+++ Exercise inputs

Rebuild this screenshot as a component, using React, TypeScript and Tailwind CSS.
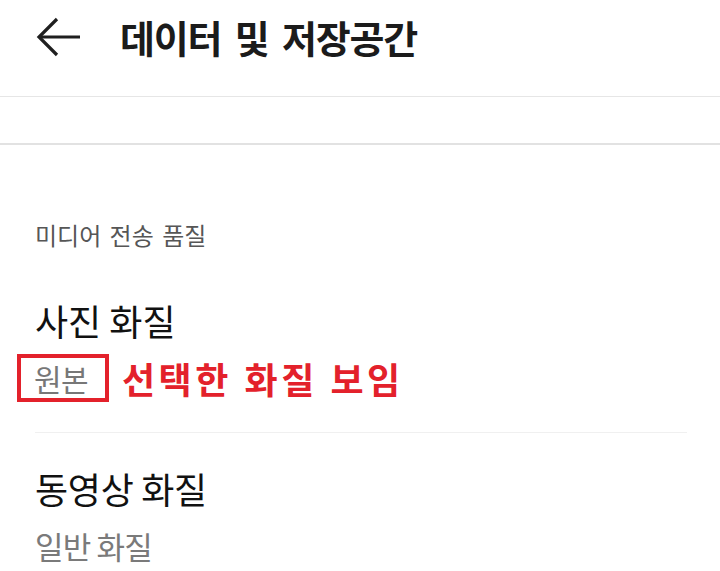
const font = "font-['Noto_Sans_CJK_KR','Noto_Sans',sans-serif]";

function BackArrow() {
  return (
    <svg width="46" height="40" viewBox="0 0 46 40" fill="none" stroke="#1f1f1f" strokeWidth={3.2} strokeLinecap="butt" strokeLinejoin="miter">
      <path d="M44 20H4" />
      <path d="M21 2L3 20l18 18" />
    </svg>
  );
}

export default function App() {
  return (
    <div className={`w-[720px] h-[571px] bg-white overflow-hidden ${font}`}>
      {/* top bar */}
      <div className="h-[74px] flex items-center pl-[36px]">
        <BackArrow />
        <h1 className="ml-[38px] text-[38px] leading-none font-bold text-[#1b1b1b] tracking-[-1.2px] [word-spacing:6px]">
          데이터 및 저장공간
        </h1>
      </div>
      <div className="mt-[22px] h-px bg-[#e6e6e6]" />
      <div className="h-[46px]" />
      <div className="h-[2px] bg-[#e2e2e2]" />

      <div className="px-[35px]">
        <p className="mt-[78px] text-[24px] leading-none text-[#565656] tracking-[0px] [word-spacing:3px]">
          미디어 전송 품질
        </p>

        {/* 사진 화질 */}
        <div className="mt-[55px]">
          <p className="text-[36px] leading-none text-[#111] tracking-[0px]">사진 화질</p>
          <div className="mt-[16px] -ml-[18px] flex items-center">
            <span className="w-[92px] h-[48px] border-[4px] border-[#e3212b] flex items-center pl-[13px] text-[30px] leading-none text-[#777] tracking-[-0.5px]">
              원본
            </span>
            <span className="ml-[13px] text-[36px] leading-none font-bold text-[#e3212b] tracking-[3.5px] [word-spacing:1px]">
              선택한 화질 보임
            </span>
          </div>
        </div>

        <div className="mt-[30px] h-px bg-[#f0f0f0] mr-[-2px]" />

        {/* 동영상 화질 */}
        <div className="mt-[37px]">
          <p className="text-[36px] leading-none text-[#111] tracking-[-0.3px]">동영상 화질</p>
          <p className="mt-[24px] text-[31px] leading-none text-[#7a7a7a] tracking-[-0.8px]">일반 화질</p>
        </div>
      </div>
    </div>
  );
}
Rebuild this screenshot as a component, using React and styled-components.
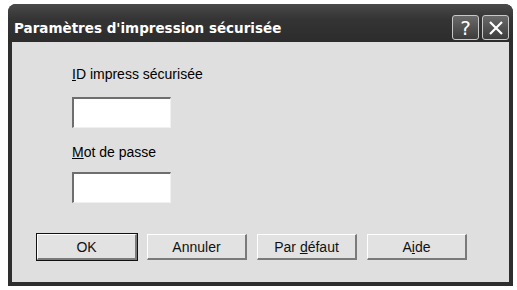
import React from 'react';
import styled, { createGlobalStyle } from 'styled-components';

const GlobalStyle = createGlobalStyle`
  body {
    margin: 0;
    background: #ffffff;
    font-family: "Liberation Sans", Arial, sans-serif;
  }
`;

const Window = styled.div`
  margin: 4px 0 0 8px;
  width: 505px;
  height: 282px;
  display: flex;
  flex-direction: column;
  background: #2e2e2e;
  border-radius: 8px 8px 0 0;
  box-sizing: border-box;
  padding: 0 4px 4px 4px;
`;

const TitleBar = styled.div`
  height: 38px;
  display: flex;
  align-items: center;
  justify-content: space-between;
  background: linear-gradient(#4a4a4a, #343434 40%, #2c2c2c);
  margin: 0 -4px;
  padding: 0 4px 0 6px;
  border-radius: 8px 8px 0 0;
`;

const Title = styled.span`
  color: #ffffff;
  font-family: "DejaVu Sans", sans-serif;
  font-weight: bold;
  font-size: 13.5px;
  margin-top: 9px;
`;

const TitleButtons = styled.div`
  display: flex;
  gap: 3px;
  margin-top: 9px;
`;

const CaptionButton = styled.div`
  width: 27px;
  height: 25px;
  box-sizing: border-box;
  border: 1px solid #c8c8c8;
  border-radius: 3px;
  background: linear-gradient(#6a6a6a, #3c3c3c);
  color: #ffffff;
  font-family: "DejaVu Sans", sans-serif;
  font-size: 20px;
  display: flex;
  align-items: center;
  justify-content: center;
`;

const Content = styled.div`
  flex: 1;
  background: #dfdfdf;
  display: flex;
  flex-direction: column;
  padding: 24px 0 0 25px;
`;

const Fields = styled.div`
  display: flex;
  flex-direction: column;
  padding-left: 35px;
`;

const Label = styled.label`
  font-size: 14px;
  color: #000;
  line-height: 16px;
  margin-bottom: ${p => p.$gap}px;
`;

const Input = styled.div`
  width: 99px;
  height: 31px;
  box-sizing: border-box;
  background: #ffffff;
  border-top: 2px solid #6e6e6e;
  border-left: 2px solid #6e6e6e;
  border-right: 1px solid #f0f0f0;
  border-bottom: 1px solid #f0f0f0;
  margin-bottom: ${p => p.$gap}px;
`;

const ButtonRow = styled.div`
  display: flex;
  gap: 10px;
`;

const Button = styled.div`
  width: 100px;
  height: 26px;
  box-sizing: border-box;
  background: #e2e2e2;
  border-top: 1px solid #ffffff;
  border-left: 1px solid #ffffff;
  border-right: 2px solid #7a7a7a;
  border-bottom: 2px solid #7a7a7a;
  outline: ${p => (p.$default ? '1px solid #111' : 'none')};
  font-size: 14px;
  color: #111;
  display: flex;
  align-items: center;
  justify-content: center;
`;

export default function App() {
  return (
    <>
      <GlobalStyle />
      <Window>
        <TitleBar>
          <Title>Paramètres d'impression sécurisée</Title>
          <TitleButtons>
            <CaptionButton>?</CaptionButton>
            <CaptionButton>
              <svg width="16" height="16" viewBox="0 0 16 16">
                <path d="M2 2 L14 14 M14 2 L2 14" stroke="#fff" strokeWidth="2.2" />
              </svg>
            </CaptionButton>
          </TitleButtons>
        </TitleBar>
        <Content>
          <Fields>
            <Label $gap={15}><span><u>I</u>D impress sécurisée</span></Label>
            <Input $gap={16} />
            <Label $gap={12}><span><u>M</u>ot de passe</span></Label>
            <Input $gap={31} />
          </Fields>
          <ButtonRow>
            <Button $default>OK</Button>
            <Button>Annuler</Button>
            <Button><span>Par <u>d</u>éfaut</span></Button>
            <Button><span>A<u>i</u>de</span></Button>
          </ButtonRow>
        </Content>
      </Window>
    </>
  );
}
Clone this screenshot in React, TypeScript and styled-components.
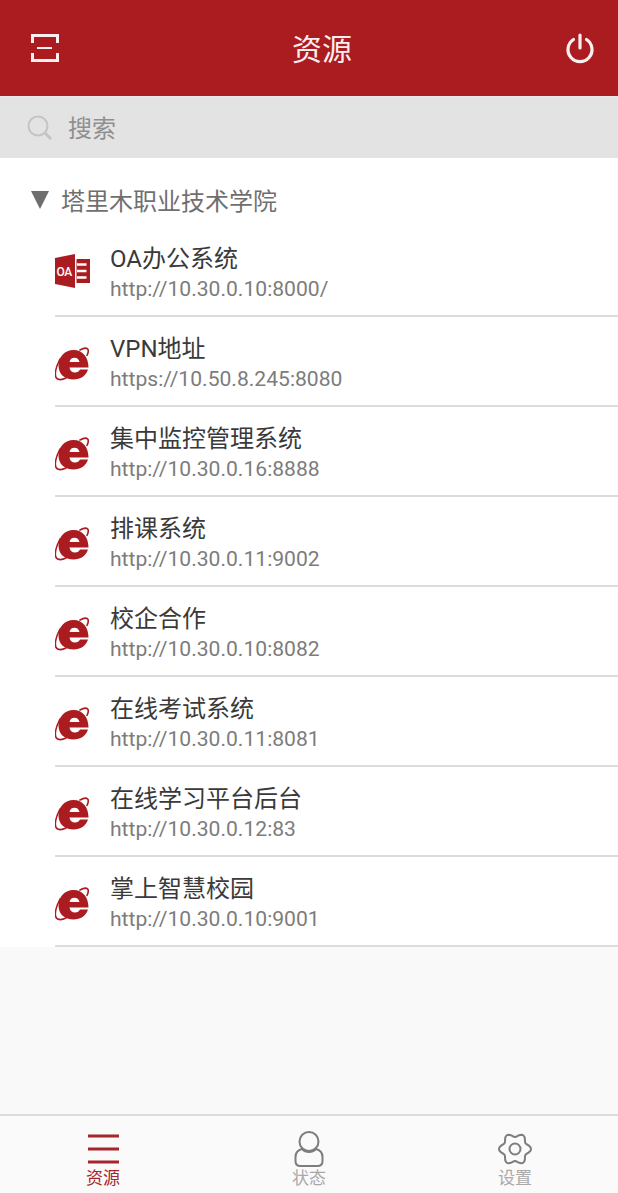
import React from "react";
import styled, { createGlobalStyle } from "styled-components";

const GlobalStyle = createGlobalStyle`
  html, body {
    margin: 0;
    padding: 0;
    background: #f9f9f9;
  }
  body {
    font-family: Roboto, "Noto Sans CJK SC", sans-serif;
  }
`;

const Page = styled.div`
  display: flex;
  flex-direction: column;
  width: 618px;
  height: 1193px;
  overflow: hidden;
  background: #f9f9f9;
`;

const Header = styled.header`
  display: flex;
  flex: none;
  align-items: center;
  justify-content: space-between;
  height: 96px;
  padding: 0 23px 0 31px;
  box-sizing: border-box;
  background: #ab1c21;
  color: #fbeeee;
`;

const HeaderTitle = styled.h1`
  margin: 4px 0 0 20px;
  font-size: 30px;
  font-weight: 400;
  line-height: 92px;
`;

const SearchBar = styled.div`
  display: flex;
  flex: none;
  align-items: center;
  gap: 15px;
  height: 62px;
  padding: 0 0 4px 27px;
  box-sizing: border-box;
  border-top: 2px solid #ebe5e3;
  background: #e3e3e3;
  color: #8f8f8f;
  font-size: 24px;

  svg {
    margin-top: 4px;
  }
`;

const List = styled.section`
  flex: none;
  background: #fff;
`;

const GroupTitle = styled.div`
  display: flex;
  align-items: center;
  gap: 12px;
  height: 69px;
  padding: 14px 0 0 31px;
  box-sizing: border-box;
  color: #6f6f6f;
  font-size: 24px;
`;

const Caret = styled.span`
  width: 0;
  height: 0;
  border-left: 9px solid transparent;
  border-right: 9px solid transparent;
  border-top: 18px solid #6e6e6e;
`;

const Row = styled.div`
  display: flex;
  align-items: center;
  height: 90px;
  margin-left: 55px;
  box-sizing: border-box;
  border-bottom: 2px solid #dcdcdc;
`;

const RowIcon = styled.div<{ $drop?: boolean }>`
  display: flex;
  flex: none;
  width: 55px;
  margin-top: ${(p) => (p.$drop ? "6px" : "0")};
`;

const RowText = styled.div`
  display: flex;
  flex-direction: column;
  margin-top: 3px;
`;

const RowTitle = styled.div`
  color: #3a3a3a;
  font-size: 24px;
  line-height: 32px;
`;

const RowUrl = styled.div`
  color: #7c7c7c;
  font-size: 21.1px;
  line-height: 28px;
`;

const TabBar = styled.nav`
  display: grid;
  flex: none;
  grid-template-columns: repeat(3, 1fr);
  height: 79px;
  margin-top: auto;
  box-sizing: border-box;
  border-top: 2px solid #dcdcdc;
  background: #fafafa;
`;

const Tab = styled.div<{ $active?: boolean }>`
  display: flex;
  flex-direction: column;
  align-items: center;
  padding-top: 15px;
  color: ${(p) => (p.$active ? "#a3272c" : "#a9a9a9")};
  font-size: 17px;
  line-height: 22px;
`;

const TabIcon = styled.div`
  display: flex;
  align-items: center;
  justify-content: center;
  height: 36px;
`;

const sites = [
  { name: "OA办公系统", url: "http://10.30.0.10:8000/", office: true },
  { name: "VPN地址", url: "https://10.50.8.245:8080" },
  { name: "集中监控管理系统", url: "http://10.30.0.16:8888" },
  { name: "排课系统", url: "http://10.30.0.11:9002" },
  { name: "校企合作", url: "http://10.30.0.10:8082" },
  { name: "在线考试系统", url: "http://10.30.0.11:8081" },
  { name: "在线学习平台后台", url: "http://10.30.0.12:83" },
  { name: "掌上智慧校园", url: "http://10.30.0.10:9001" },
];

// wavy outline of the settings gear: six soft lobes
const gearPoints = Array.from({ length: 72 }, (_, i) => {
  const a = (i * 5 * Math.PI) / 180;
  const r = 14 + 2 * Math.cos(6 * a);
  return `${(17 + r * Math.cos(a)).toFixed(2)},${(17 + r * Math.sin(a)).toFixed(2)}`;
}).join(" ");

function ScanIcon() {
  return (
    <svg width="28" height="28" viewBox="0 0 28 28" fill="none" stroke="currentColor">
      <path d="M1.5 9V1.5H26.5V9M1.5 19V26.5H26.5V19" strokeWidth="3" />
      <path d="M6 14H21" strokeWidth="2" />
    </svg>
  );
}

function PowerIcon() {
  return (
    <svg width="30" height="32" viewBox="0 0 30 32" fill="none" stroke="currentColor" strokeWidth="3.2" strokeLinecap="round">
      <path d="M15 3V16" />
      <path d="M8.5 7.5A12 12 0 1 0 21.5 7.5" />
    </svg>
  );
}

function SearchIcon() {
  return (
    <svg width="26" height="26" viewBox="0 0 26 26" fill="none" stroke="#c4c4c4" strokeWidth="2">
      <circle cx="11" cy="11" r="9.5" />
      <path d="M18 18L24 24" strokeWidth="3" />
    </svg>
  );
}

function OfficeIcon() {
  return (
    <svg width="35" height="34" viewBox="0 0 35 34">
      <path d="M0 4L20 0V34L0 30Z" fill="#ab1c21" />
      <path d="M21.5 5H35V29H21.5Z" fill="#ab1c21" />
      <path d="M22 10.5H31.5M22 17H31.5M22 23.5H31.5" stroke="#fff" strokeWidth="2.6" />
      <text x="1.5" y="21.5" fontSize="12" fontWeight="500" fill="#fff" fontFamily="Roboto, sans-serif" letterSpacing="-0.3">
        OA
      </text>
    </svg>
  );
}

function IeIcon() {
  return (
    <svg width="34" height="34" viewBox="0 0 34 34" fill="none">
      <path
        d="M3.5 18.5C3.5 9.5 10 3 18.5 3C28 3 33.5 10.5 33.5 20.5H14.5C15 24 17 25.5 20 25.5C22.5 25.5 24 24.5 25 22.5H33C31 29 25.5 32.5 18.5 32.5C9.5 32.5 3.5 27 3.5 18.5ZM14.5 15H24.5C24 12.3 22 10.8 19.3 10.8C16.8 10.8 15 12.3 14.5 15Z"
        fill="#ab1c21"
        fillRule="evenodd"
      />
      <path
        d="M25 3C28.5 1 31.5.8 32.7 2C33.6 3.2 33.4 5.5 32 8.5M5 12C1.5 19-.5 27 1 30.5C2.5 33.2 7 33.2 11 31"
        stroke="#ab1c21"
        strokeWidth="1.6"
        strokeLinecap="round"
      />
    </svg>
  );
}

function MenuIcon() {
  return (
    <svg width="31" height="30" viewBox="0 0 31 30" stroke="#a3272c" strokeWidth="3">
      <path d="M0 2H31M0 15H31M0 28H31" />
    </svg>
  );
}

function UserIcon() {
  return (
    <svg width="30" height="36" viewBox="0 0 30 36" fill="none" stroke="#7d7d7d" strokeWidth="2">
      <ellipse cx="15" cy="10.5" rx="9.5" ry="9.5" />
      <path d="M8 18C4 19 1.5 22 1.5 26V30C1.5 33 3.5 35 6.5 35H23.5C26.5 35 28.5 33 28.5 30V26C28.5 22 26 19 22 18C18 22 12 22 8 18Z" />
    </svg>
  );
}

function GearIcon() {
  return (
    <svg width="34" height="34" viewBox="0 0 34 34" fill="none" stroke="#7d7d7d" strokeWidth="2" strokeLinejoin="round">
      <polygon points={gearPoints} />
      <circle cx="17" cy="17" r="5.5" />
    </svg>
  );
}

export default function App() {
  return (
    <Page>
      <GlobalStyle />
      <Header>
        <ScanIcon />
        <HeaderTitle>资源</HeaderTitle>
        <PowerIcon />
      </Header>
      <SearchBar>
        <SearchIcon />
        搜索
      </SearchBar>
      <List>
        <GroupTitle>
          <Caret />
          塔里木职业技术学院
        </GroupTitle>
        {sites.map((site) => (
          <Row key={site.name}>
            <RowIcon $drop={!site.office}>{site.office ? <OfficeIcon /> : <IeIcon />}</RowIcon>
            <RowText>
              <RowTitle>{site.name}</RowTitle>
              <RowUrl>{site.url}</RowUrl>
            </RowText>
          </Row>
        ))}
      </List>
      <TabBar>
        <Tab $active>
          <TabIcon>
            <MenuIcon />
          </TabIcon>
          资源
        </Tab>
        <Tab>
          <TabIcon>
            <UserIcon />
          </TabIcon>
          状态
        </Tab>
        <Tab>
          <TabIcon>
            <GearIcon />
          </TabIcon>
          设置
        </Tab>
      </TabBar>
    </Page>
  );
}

++++++

The exercise - Search the preceding listing for the word "TypeScript" and pull out every line that holds it.

Response to the exercise -
Rebuild this screenshot as a component, using React, TypeScript and Tailwind CSS.
Clone this screenshot in React, TypeScript and styled-components.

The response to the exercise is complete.